● **TASK**
Go through the material below and report how many lines contain "React". Give only the number.
______
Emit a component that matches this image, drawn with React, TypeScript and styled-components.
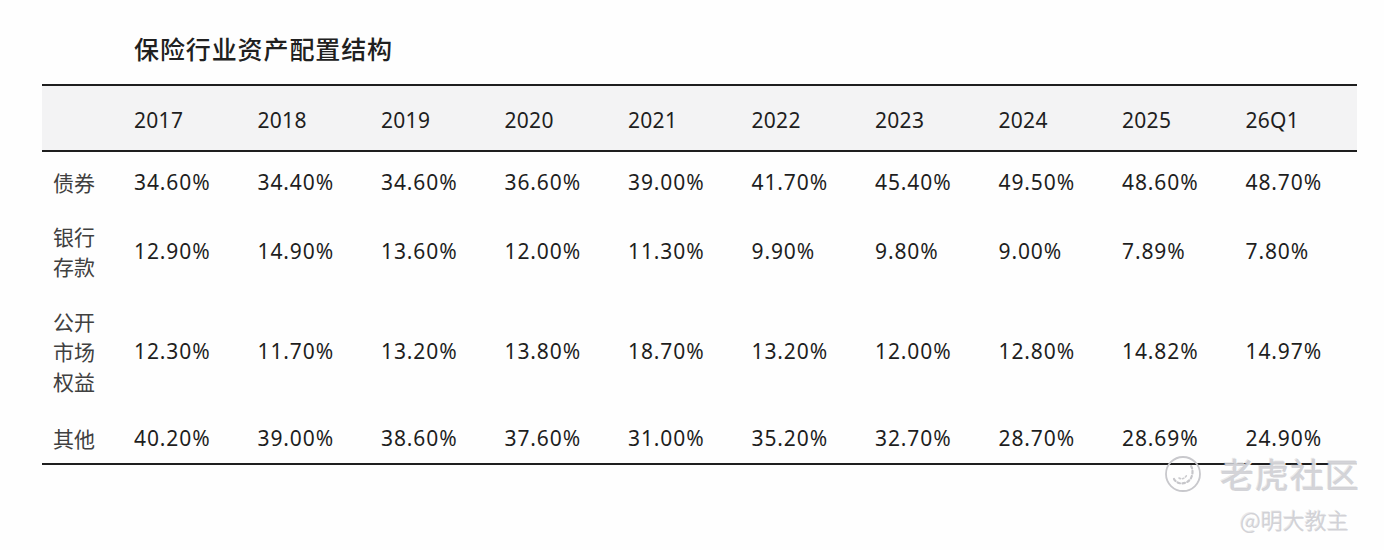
import React from "react";
import styled, { createGlobalStyle } from "styled-components";

const Global = createGlobalStyle`
  html, body { margin: 0; padding: 0; background: #ffffff; }
  body { width: 1384px; height: 550px; overflow: hidden; }
`;

const Page = styled.div`
  position: relative;
  width: 1384px;
  height: 550px;
  background: #fefefe;
  font-family: "Noto Sans", "Noto Sans CJK SC", sans-serif;
  color: #1c1c1c;
`;

const Title = styled.h1`
  margin: 0;
  padding: 34px 0 0 134px;
  font-family: "Noto Sans CJK SC", sans-serif;
  font-size: 25px;
  line-height: 28px;
  font-weight: 500;
  color: #202020;
  letter-spacing: 0.9px;
`;

const Table = styled.div`
  margin: 22px 0 0 42px;
  width: 1315px;
  border-top: 2px solid #1e1e1e;
  border-bottom: 2px solid #1e1e1e;
`;

const Row = styled.div<{ $h: number; $head?: boolean }>`
  display: grid;
  grid-template-columns: 92px repeat(9, 123.5px) 1fr;
  align-items: center;
  height: ${(p) => p.$h}px;
  background: ${(p) => (p.$head ? "#f3f3f4" : "transparent")};
  border-bottom: ${(p) => (p.$head ? "2px solid #1e1e1e" : "none")};
  padding-top: ${(p) => (p.$head ? 3 : 0)}px;
  box-sizing: border-box;
`;

const Label = styled.div`
  padding-left: 11px;
  font-family: "Noto Sans CJK SC", sans-serif;
  font-size: 21px;
  line-height: 30px;
  color: #404040;
  width: 48px;
  word-break: break-all;
`;

const Cell = styled.div<{ $head?: boolean }>`
  font-family: "Noto Sans", "Noto Sans CJK SC", sans-serif;
  font-size: 21px;
  letter-spacing: ${(p) => (p.$head ? 0.3 : 0.9)}px;
  color: #1e1e1e;
  white-space: nowrap;
`;

const Watermark = styled.div`
  position: absolute;
  left: 1164px;
  top: 455px;
  display: flex;
  align-items: center;
  gap: 18px;
`;

const MarkText = styled.span`
  font-family: "Noto Sans CJK SC", sans-serif;
  font-size: 34px;
  line-height: 36px;
  font-weight: 500;
  color: rgba(205, 205, 210, 0.85);
  text-shadow: 1px 1px 0 rgba(255, 255, 255, 0.9), -1px -1px 0 rgba(150, 150, 155, 0.2);
  letter-spacing: 1px;
`;

const Author = styled.div`
  position: absolute;
  left: 1240px;
  top: 504px;
  font-family: "Noto Sans CJK SC", sans-serif;
  font-size: 22px;
  line-height: 30px;
  color: rgba(205, 205, 210, 0.9);
  text-shadow: 1px 1px 0 rgba(255, 255, 255, 0.9), -1px -1px 0 rgba(150, 150, 155, 0.2);
`;

const years = ["2017", "2018", "2019", "2020", "2021", "2022", "2023", "2024", "2025", "26Q1"];

const rows: { label: string; h: number; values: string[] }[] = [
  { label: "债券", h: 60, values: ["34.60%", "34.40%", "34.60%", "36.60%", "39.00%", "41.70%", "45.40%", "49.50%", "48.60%", "48.70%"] },
  { label: "银行存款", h: 78, values: ["12.90%", "14.90%", "13.60%", "12.00%", "11.30%", "9.90%", "9.80%", "9.00%", "7.89%", "7.80%"] },
  { label: "公开市场权益", h: 122, values: ["12.30%", "11.70%", "13.20%", "13.80%", "18.70%", "13.20%", "12.00%", "12.80%", "14.82%", "14.97%"] },
  { label: "其他", h: 51, values: ["40.20%", "39.00%", "38.60%", "37.60%", "31.00%", "35.20%", "32.70%", "28.70%", "28.69%", "24.90%"] },
];

const TigerLogo = () => (
  <svg width="38" height="38" viewBox="0 0 38 38" fill="none">
    <circle cx="19" cy="19" r="17" stroke="#c8c8cc" strokeWidth="1.8" />
    <path d="M10 24 C 13 30, 23 30, 27 23 C 29 19, 29 14, 27 11" stroke="#c6c6ca" strokeWidth="2.2" strokeDasharray="2.5 2.5" strokeLinecap="round" />
    <path d="M15 23 C 18 25, 22 23, 23 19" stroke="#cccccf" strokeWidth="1.6" strokeDasharray="1.5 2" strokeLinecap="round" />
  </svg>
);

export default function App() {
  return (
    <Page>
      <Global />
      <Title>保险行业资产配置结构</Title>
      <Table>
        <Row $h={66} $head>
          <span />
          {years.map((y) => (
            <Cell key={y} $head>{y}</Cell>
          ))}
        </Row>
        {rows.map((r) => (
          <Row key={r.label} $h={r.h}>
            <Label>{r.label}</Label>
            {r.values.map((v, i) => (
              <Cell key={i}>{v}</Cell>
            ))}
          </Row>
        ))}
      </Table>
      <Watermark>
        <TigerLogo />
        <MarkText>老虎社区</MarkText>
      </Watermark>
      <Author>@明大教主</Author>
    </Page>
  );
}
______
● **RESULT**
2